= OBJECTIVE =
Output the material below unchanged, apart from leaving out the pictures.

= SUPPLIED DATA =
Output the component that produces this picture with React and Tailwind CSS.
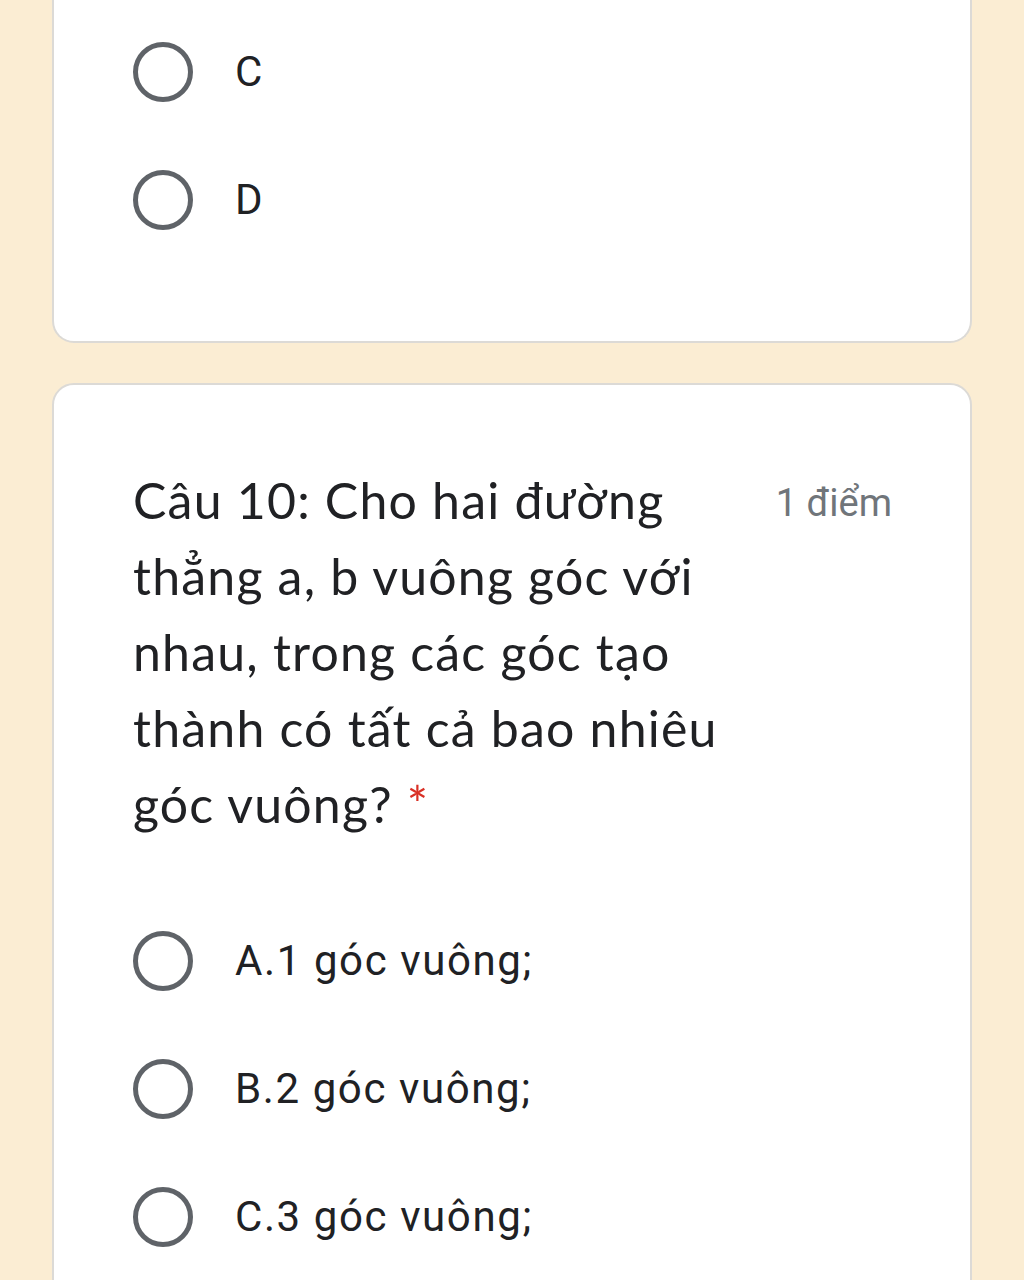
import React from "react";

const Radio = ({ label }) => {
  return (
    <div className="flex items-center h-[128px]">
      <div className="w-[60px] h-[60px] rounded-full border-[5px] border-[#5f6368] shrink-0" />
      <span className="ml-[42px] text-[42px] tracking-[1.6px] text-[#202124] font-['Roboto',sans-serif] leading-none">
        {label}
      </span>
    </div>
  );
};

const App = () => {
  return (
    <div className="w-full min-h-[1280px] bg-[#fbedd3] px-[52px] pb-10 overflow-hidden">
      <div className="bg-white border-x-2 border-b-2 border-[#dcdad6] rounded-b-[22px] pl-[79px] pt-[8px] pb-[77px]">
        <Radio label="C" />
        <Radio label="D" />
      </div>

      <div className="mt-[40px] bg-white border-2 border-[#dcdad6] rounded-[22px] pl-[79px] pr-[78px] pt-[77px] pb-10">
        <div className="flex items-start justify-between">
          <h2 className="text-[50px] leading-[76px] tracking-[1.2px] text-[#202124] font-['Lato',sans-serif]">
            Câu 10: Cho hai đường
            <br />
            thẳng a, b vuông góc với
            <br />
            nhau, trong các góc tạo
            <br />
            thành có tất cả bao nhiêu
            <br />
            góc vuông? <span className="text-[#d93025]">*</span>
          </h2>
          <span className="mt-[22px] text-[38px] text-[#70757a] font-['Roboto',sans-serif] leading-none">
            1 điểm
          </span>
        </div>
        <div className="mt-[55px]">
          <Radio label="A.1 góc vuông;" />
          <Radio label="B.2 góc vuông;" />
          <Radio label="C.3 góc vuông;" />
        </div>
      </div>
    </div>
  );
};

export default App;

= ANSWER TO THE TASK =
Output the component that produces this picture with React and Tailwind CSS.
import React from "react";

const Radio = ({ label }) => {
  return (
    <div className="flex items-center h-[128px]">
      <div className="w-[60px] h-[60px] rounded-full border-[5px] border-[#5f6368] shrink-0" />
      <span className="ml-[42px] text-[42px] tracking-[1.6px] text-[#202124] font-['Roboto',sans-serif] leading-none">
        {label}
      </span>
    </div>
  );
};

const App = () => {
  return (
    <div className="w-full min-h-[1280px] bg-[#fbedd3] px-[52px] pb-10 overflow-hidden">
      <div className="bg-white border-x-2 border-b-2 border-[#dcdad6] rounded-b-[22px] pl-[79px] pt-[8px] pb-[77px]">
        <Radio label="C" />
        <Radio label="D" />
      </div>

      <div className="mt-[40px] bg-white border-2 border-[#dcdad6] rounded-[22px] pl-[79px] pr-[78px] pt-[77px] pb-10">
        <div className="flex items-start justify-between">
          <h2 className="text-[50px] leading-[76px] tracking-[1.2px] text-[#202124] font-['Lato',sans-serif]">
            Câu 10: Cho hai đường
            <br />
            thẳng a, b vuông góc với
            <br />
            nhau, trong các góc tạo
            <br />
            thành có tất cả bao nhiêu
            <br />
            góc vuông? <span className="text-[#d93025]">*</span>
          </h2>
          <span className="mt-[22px] text-[38px] text-[#70757a] font-['Roboto',sans-serif] leading-none">
            1 điểm
          </span>
        </div>
        <div className="mt-[55px]">
          <Radio label="A.1 góc vuông;" />
          <Radio label="B.2 góc vuông;" />
          <Radio label="C.3 góc vuông;" />
        </div>
      </div>
    </div>
  );
};

export default App;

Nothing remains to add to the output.